▶ **Dataset extract**:
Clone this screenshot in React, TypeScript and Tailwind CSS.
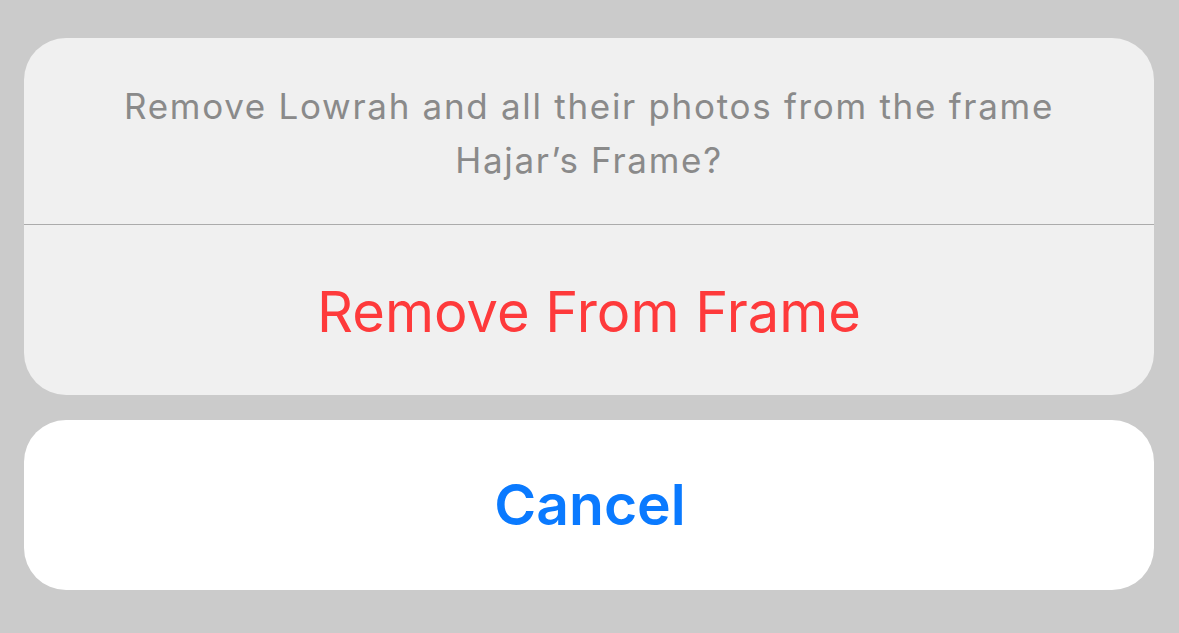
export default function App() {
  return (
    <div
      className="min-h-[633px] w-full bg-[#cbcbcb] px-[24px] pt-[38px]"
      style={{ fontFamily: 'Inter, "Noto Sans", sans-serif' }}
    >
      {/* Action sheet group */}
      <div className="w-[1130px] overflow-hidden rounded-[42px] bg-[#f0f0f0]">
        <div className="flex h-[186px] flex-col items-center justify-center px-[30px] pt-[4px] text-center text-[35px] leading-[54px] tracking-[1.7px] text-[#8a8a8a]">
          <p>Remove Lowrah and all their photos from the frame</p>
          <p>Hajar’s Frame?</p>
        </div>
        <div className="h-px bg-[#ababab]" />
        <button className="flex h-[170px] w-full items-center justify-center pt-[4px] text-[56px] text-[#fe3a3b]">
          Remove From Frame
        </button>
      </div>

      {/* Cancel */}
      <button className="mt-[25px] flex h-[170px] w-[1130px] items-center justify-center rounded-[42px] bg-white pl-[2px] text-[57px] font-semibold text-[#0a7aff]">
        Cancel
      </button>
    </div>
  );
}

▶ **What you are asked to do**:
Write out the listing above exactly as it stands, pictures excluded.

▶ **Answer to the problem**:
Clone this screenshot in React, TypeScript and Tailwind CSS.
export default function App() {
  return (
    <div
      className="min-h-[633px] w-full bg-[#cbcbcb] px-[24px] pt-[38px]"
      style={{ fontFamily: 'Inter, "Noto Sans", sans-serif' }}
    >
      {/* Action sheet group */}
      <div className="w-[1130px] overflow-hidden rounded-[42px] bg-[#f0f0f0]">
        <div className="flex h-[186px] flex-col items-center justify-center px-[30px] pt-[4px] text-center text-[35px] leading-[54px] tracking-[1.7px] text-[#8a8a8a]">
          <p>Remove Lowrah and all their photos from the frame</p>
          <p>Hajar’s Frame?</p>
        </div>
        <div className="h-px bg-[#ababab]" />
        <button className="flex h-[170px] w-full items-center justify-center pt-[4px] text-[56px] text-[#fe3a3b]">
          Remove From Frame
        </button>
      </div>

      {/* Cancel */}
      <button className="mt-[25px] flex h-[170px] w-[1130px] items-center justify-center rounded-[42px] bg-white pl-[2px] text-[57px] font-semibold text-[#0a7aff]">
        Cancel
      </button>
    </div>
  );
}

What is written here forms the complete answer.